**Stated goal**: Transcribe the data in full and exactly, omitting any pictures.

**Information provided**:
— START —
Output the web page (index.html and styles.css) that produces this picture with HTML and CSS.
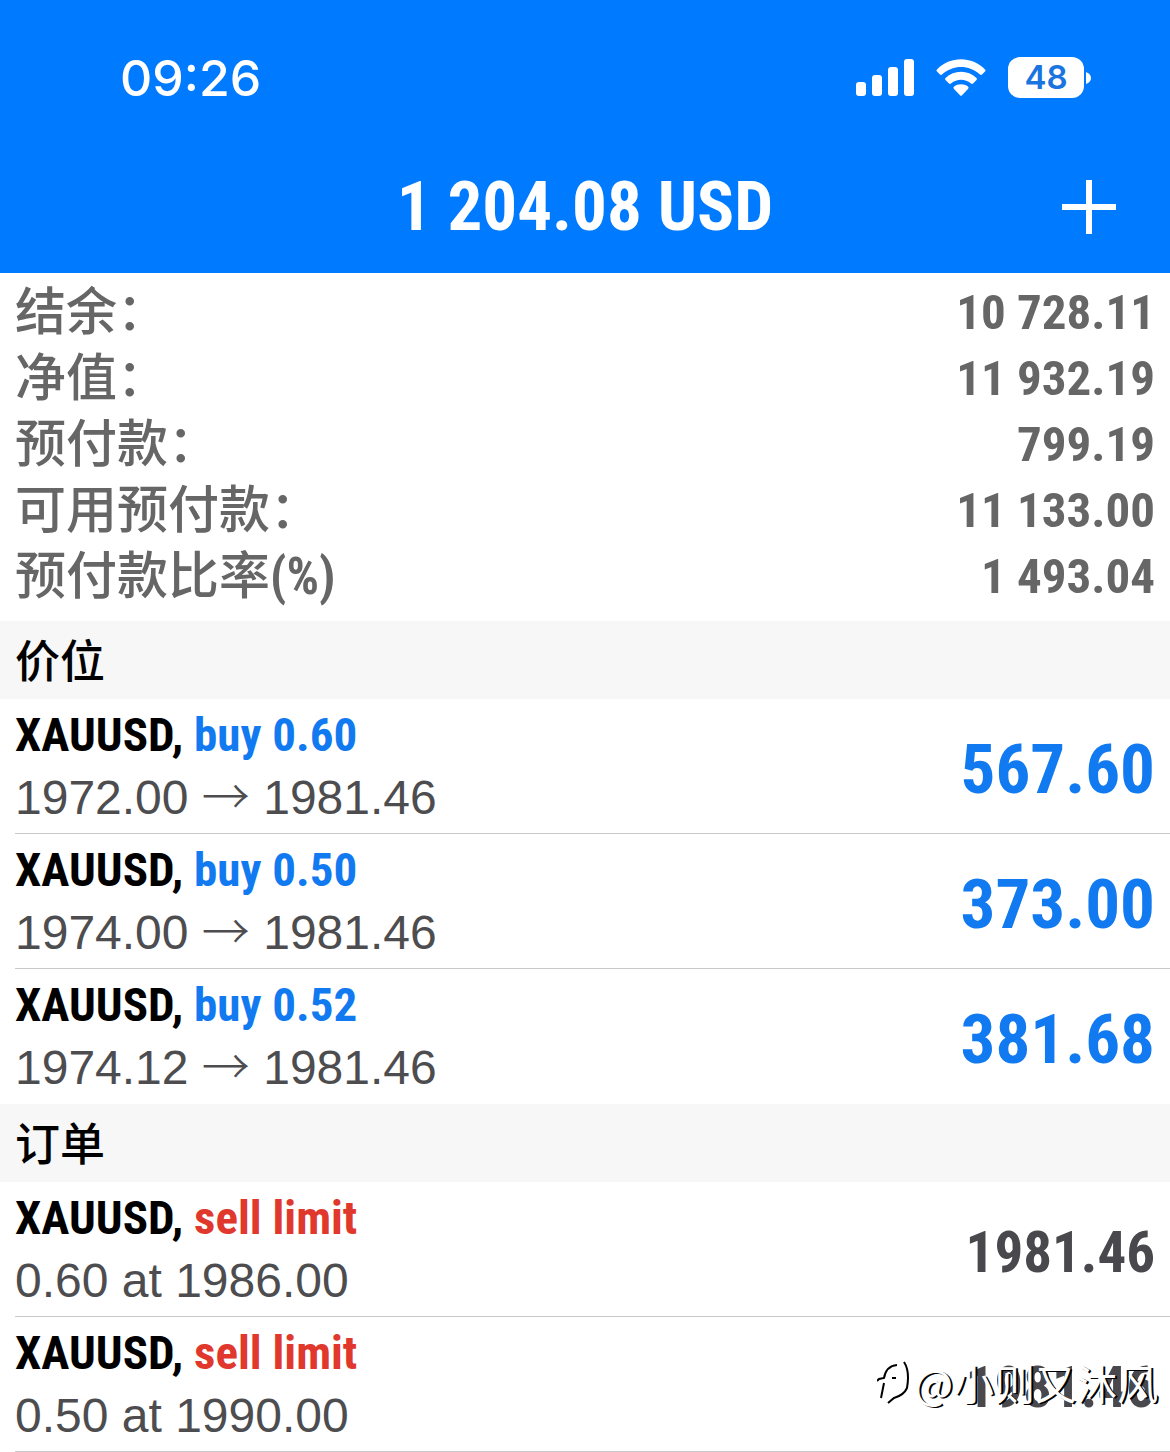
FILE: index.html
```html
<!DOCTYPE html>
<html lang="zh-CN">
<head>
    <meta charset="UTF-8">
    <meta name="viewport" content="width=device-width, initial-scale=1.0">
    <title>1 204.08 USD</title>
    <link rel="stylesheet" href="styles.css">
</head>
<body>
    <header class="header">
        <div class="status-bar">
            <div class="time">09:26</div>
            <div class="status-icons">
                <svg class="signal" width="58" height="38" viewBox="0 0 58 38" fill="#fff" aria-hidden="true">
                    <rect x="0" y="23" width="10" height="14" rx="3"/>
                    <rect x="16" y="16" width="10" height="21" rx="3"/>
                    <rect x="32" y="8" width="10" height="29" rx="3"/>
                    <rect x="48" y="0" width="10" height="37" rx="3"/>
                </svg>
                <svg class="wifi" width="50" height="38" viewBox="0 0 50 38" fill="#fff" aria-hidden="true">
                    <path d="M1 10.500C14-3.200 36-3.200 49 10.500Q50 11.500 49 12.500L46 15.500Q45 16.300 44 15.500C33 5.500 17 5.500 6 15.500Q5 16.300 4 15.500L1 12.500Q0 11.500 1 10.500Z"/>
                    <path d="M9.500 19C18 10.800 32 10.800 40.500 19Q41.500 20 40.500 21L37 24.500Q36 25.300 35 24.500C29 19.500 21 19.500 15 24.500Q14 25.300 13 24.500L9.500 21Q8.500 20 9.500 19Z"/>
                    <path d="M18 27.600C22 24.500 28 24.500 32 27.600Q33.200 28.700 32 29.900L26 36.300Q25 37.300 24 36.300L18 29.900Q16.800 28.700 18 27.600Z"/>
                </svg>
                <div class="battery">
                    <span class="battery-level">48</span>
                    <svg width="5" height="14" viewBox="0 0 5 14" fill="#fff" aria-hidden="true">
                        <path d="M0 1Q5 3 5 7T0 13Z"/>
                    </svg>
                </div>
            </div>
        </div>
        <div class="nav-bar">
            <h1 class="title">1 204.08 USD</h1>
            <button class="add-btn" type="button" aria-label="+">
                <svg width="54" height="54" viewBox="0 0 54 54" stroke="#fff" stroke-width="6" aria-hidden="true">
                    <path d="M27 0V54M0 27H54"/>
                </svg>
            </button>
        </div>
    </header>

    <main>
        <dl class="summary">
            <div class="summary-row"><dt>结余：</dt><dd>10 728.11</dd></div>
            <div class="summary-row"><dt>净值：</dt><dd>11 932.19</dd></div>
            <div class="summary-row"><dt>预付款：</dt><dd>799.19</dd></div>
            <div class="summary-row"><dt>可用预付款：</dt><dd>11 133.00</dd></div>
            <div class="summary-row"><dt>预付款比率<b>(%)</b></dt><dd>1 493.04</dd></div>
        </dl>

        <h2 class="section-title">价位</h2>
        <ul class="list positions">
            <li class="item">
                <div class="info">
                    <div class="symbol">XAUUSD, <span class="buy">buy 0.60</span></div>
                    <div class="detail">1972.00 <span class="arrow">→</span> 1981.46</div>
                </div>
                <div class="profit">567.60</div>
            </li>
            <li class="item">
                <div class="info">
                    <div class="symbol">XAUUSD, <span class="buy">buy 0.50</span></div>
                    <div class="detail">1974.00 <span class="arrow">→</span> 1981.46</div>
                </div>
                <div class="profit">373.00</div>
            </li>
            <li class="item">
                <div class="info">
                    <div class="symbol">XAUUSD, <span class="buy">buy 0.52</span></div>
                    <div class="detail">1974.12 <span class="arrow">→</span> 1981.46</div>
                </div>
                <div class="profit">381.68</div>
            </li>
        </ul>

        <h2 class="section-title">订单</h2>
        <ul class="list">
            <li class="item">
                <div class="info">
                    <div class="symbol">XAUUSD, <span class="sell">sell limit</span></div>
                    <div class="detail">0.60 at 1986.00</div>
                </div>
                <div class="price">1981.46</div>
            </li>
            <li class="item">
                <div class="info">
                    <div class="symbol">XAUUSD, <span class="sell">sell limit</span></div>
                    <div class="detail">0.50 at 1990.00</div>
                </div>
                <div class="price">1981.46</div>
                <div class="watermark">
                    <svg width="34" height="44" viewBox="0 0 34 44" fill="none" stroke="#000" stroke-width="2" aria-hidden="true">
                        <path d="M7 23L4 38M0 21L2 19L7 18Q9 6 20 5M15 18H19"/>
                        <path d="M27 2Q33 11 30 28Q27 35 17 38L11 43"/>
                    </svg>
                    <span>@小则又沐风</span>
                </div>
            </li>
        </ul>
    </main>
</body>
</html>
```
FILE: styles.css
```css
* {
    margin: 0;
    padding: 0;
    box-sizing: border-box;
}

body {
    font-family: 'Roboto Condensed', 'Noto Sans CJK SC', sans-serif;
    background: #fff;
    color: #000;
}

.header {
    background: #007aff;
    color: #fff;
}

.status-bar {
    display: flex;
    align-items: center;
    justify-content: space-between;
    height: 140px;
    padding: 15px 79px 0 120px;
}

.time {
    font-family: Inter, sans-serif;
    font-size: 50px;
    font-weight: 500;
}

.status-icons {
    display: flex;
    align-items: center;
    gap: 22px;
}

.battery {
    display: flex;
    align-items: center;
    gap: 2px;
}

.battery-level {
    width: 76px;
    background: #fff;
    border-radius: 12px;
    color: #1a75e0;
    font-family: Inter, sans-serif;
    font-size: 33px;
    font-weight: 600;
    line-height: 41px;
    text-align: center;
}

.nav-bar {
    display: grid;
    grid-template-columns: 1fr auto 1fr;
    align-items: center;
    height: 133px;
    padding: 0 54px;
}

.title {
    grid-column: 2;
    font-size: 69px;
    font-weight: bold;
}

.add-btn {
    justify-self: end;
    background: none;
    border: none;
    cursor: pointer;
}

.add-btn svg {
    display: block;
}

.summary {
    padding: 7px 15px 11px;
    color: #666;
    font-weight: bold;
    line-height: 66px;
}

.summary-row {
    display: flex;
    justify-content: space-between;
    height: 66px;
}

.summary dt {
    font-size: 51px;
    font-weight: 500;
}

.summary dd {
    font-size: 49px;
}

.section-title {
    height: 78px;
    padding: 0 15px;
    background: #f7f7f7;
    font-family: 'Noto Sans CJK SC', sans-serif;
    font-size: 45px;
    font-weight: 500;
    line-height: 76px;
}

.list {
    list-style: none;
}

.item {
    position: relative;
    display: flex;
    align-items: center;
    justify-content: space-between;
    margin-left: 15px;
    padding: 4px 15px 4px 0;
    border-bottom: 1px solid #c8c7cc;
}

.positions .item:last-child {
    border-bottom-color: transparent;
}

.symbol,
.detail {
    height: 63px;
    line-height: 63px;
    white-space: nowrap;
}

.symbol {
    font-size: 47px;
    font-weight: bold;
}

.detail {
    color: #4d4d50;
    font-family: 'Liberation Sans', sans-serif;
    font-size: 48px;
}

.arrow {
    font-family: 'Noto Sans CJK SC', sans-serif;
    font-weight: 300;
    line-height: 1;
}

.buy,
.profit {
    color: #127af0;
}

.sell {
    color: #e0382c;
}

.profit,
.price {
    padding-top: 6px;
    font-weight: bold;
}

.profit {
    font-size: 69px;
}

.price {
    color: #48484d;
    font-size: 57px;
}

/* signature laid over the last row */
.watermark {
    position: absolute;
    right: 12px;
    top: 38px;
    display: flex;
    align-items: center;
    gap: 3px;
    color: #fff;
    font-family: 'Noto Sans CJK SC', sans-serif;
    font-size: 41px;
    line-height: 54px;
    text-shadow: 2px 1px 0 #000;
}
```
— END —
**Exercise result**:
Output the web page (index.html and styles.css) that produces this picture with HTML and CSS.
FILE: index.html
```html
<!DOCTYPE html>
<html lang="zh-CN">
<head>
    <meta charset="UTF-8">
    <meta name="viewport" content="width=device-width, initial-scale=1.0">
    <title>1 204.08 USD</title>
    <link rel="stylesheet" href="styles.css">
</head>
<body>
    <header class="header">
        <div class="status-bar">
            <div class="time">09:26</div>
            <div class="status-icons">
                <svg class="signal" width="58" height="38" viewBox="0 0 58 38" fill="#fff" aria-hidden="true">
                    <rect x="0" y="23" width="10" height="14" rx="3"/>
                    <rect x="16" y="16" width="10" height="21" rx="3"/>
                    <rect x="32" y="8" width="10" height="29" rx="3"/>
                    <rect x="48" y="0" width="10" height="37" rx="3"/>
                </svg>
                <svg class="wifi" width="50" height="38" viewBox="0 0 50 38" fill="#fff" aria-hidden="true">
                    <path d="M1 10.500C14-3.200 36-3.200 49 10.500Q50 11.500 49 12.500L46 15.500Q45 16.300 44 15.500C33 5.500 17 5.500 6 15.500Q5 16.300 4 15.500L1 12.500Q0 11.500 1 10.500Z"/>
                    <path d="M9.500 19C18 10.800 32 10.800 40.500 19Q41.500 20 40.500 21L37 24.500Q36 25.300 35 24.500C29 19.500 21 19.500 15 24.500Q14 25.300 13 24.500L9.500 21Q8.500 20 9.500 19Z"/>
                    <path d="M18 27.600C22 24.500 28 24.500 32 27.600Q33.200 28.700 32 29.900L26 36.300Q25 37.300 24 36.300L18 29.900Q16.800 28.700 18 27.600Z"/>
                </svg>
                <div class="battery">
                    <span class="battery-level">48</span>
                    <svg width="5" height="14" viewBox="0 0 5 14" fill="#fff" aria-hidden="true">
                        <path d="M0 1Q5 3 5 7T0 13Z"/>
                    </svg>
                </div>
            </div>
        </div>
        <div class="nav-bar">
            <h1 class="title">1 204.08 USD</h1>
            <button class="add-btn" type="button" aria-label="+">
                <svg width="54" height="54" viewBox="0 0 54 54" stroke="#fff" stroke-width="6" aria-hidden="true">
                    <path d="M27 0V54M0 27H54"/>
                </svg>
            </button>
        </div>
    </header>

    <main>
        <dl class="summary">
            <div class="summary-row"><dt>结余：</dt><dd>10 728.11</dd></div>
            <div class="summary-row"><dt>净值：</dt><dd>11 932.19</dd></div>
            <div class="summary-row"><dt>预付款：</dt><dd>799.19</dd></div>
            <div class="summary-row"><dt>可用预付款：</dt><dd>11 133.00</dd></div>
            <div class="summary-row"><dt>预付款比率<b>(%)</b></dt><dd>1 493.04</dd></div>
        </dl>

        <h2 class="section-title">价位</h2>
        <ul class="list positions">
            <li class="item">
                <div class="info">
                    <div class="symbol">XAUUSD, <span class="buy">buy 0.60</span></div>
                    <div class="detail">1972.00 <span class="arrow">→</span> 1981.46</div>
                </div>
                <div class="profit">567.60</div>
            </li>
            <li class="item">
                <div class="info">
                    <div class="symbol">XAUUSD, <span class="buy">buy 0.50</span></div>
                    <div class="detail">1974.00 <span class="arrow">→</span> 1981.46</div>
                </div>
                <div class="profit">373.00</div>
            </li>
            <li class="item">
                <div class="info">
                    <div class="symbol">XAUUSD, <span class="buy">buy 0.52</span></div>
                    <div class="detail">1974.12 <span class="arrow">→</span> 1981.46</div>
                </div>
                <div class="profit">381.68</div>
            </li>
        </ul>

        <h2 class="section-title">订单</h2>
        <ul class="list">
            <li class="item">
                <div class="info">
                    <div class="symbol">XAUUSD, <span class="sell">sell limit</span></div>
                    <div class="detail">0.60 at 1986.00</div>
                </div>
                <div class="price">1981.46</div>
            </li>
            <li class="item">
                <div class="info">
                    <div class="symbol">XAUUSD, <span class="sell">sell limit</span></div>
                    <div class="detail">0.50 at 1990.00</div>
                </div>
                <div class="price">1981.46</div>
                <div class="watermark">
                    <svg width="34" height="44" viewBox="0 0 34 44" fill="none" stroke="#000" stroke-width="2" aria-hidden="true">
                        <path d="M7 23L4 38M0 21L2 19L7 18Q9 6 20 5M15 18H19"/>
                        <path d="M27 2Q33 11 30 28Q27 35 17 38L11 43"/>
                    </svg>
                    <span>@小则又沐风</span>
                </div>
            </li>
        </ul>
    </main>
</body>
</html>
```
FILE: styles.css
```css
* {
    margin: 0;
    padding: 0;
    box-sizing: border-box;
}

body {
    font-family: 'Roboto Condensed', 'Noto Sans CJK SC', sans-serif;
    background: #fff;
    color: #000;
}

.header {
    background: #007aff;
    color: #fff;
}

.status-bar {
    display: flex;
    align-items: center;
    justify-content: space-between;
    height: 140px;
    padding: 15px 79px 0 120px;
}

.time {
    font-family: Inter, sans-serif;
    font-size: 50px;
    font-weight: 500;
}

.status-icons {
    display: flex;
    align-items: center;
    gap: 22px;
}

.battery {
    display: flex;
    align-items: center;
    gap: 2px;
}

.battery-level {
    width: 76px;
    background: #fff;
    border-radius: 12px;
    color: #1a75e0;
    font-family: Inter, sans-serif;
    font-size: 33px;
    font-weight: 600;
    line-height: 41px;
    text-align: center;
}

.nav-bar {
    display: grid;
    grid-template-columns: 1fr auto 1fr;
    align-items: center;
    height: 133px;
    padding: 0 54px;
}

.title {
    grid-column: 2;
    font-size: 69px;
    font-weight: bold;
}

.add-btn {
    justify-self: end;
    background: none;
    border: none;
    cursor: pointer;
}

.add-btn svg {
    display: block;
}

.summary {
    padding: 7px 15px 11px;
    color: #666;
    font-weight: bold;
    line-height: 66px;
}

.summary-row {
    display: flex;
    justify-content: space-between;
    height: 66px;
}

.summary dt {
    font-size: 51px;
    font-weight: 500;
}

.summary dd {
    font-size: 49px;
}

.section-title {
    height: 78px;
    padding: 0 15px;
    background: #f7f7f7;
    font-family: 'Noto Sans CJK SC', sans-serif;
    font-size: 45px;
    font-weight: 500;
    line-height: 76px;
}

.list {
    list-style: none;
}

.item {
    position: relative;
    display: flex;
    align-items: center;
    justify-content: space-between;
    margin-left: 15px;
    padding: 4px 15px 4px 0;
    border-bottom: 1px solid #c8c7cc;
}

.positions .item:last-child {
    border-bottom-color: transparent;
}

.symbol,
.detail {
    height: 63px;
    line-height: 63px;
    white-space: nowrap;
}

.symbol {
    font-size: 47px;
    font-weight: bold;
}

.detail {
    color: #4d4d50;
    font-family: 'Liberation Sans', sans-serif;
    font-size: 48px;
}

.arrow {
    font-family: 'Noto Sans CJK SC', sans-serif;
    font-weight: 300;
    line-height: 1;
}

.buy,
.profit {
    color: #127af0;
}

.sell {
    color: #e0382c;
}

.profit,
.price {
    padding-top: 6px;
    font-weight: bold;
}

.profit {
    font-size: 69px;
}

.price {
    color: #48484d;
    font-size: 57px;
}

/* signature laid over the last row */
.watermark {
    position: absolute;
    right: 12px;
    top: 38px;
    display: flex;
    align-items: center;
    gap: 3px;
    color: #fff;
    font-family: 'Noto Sans CJK SC', sans-serif;
    font-size: 41px;
    line-height: 54px;
    text-shadow: 2px 1px 0 #000;
}
```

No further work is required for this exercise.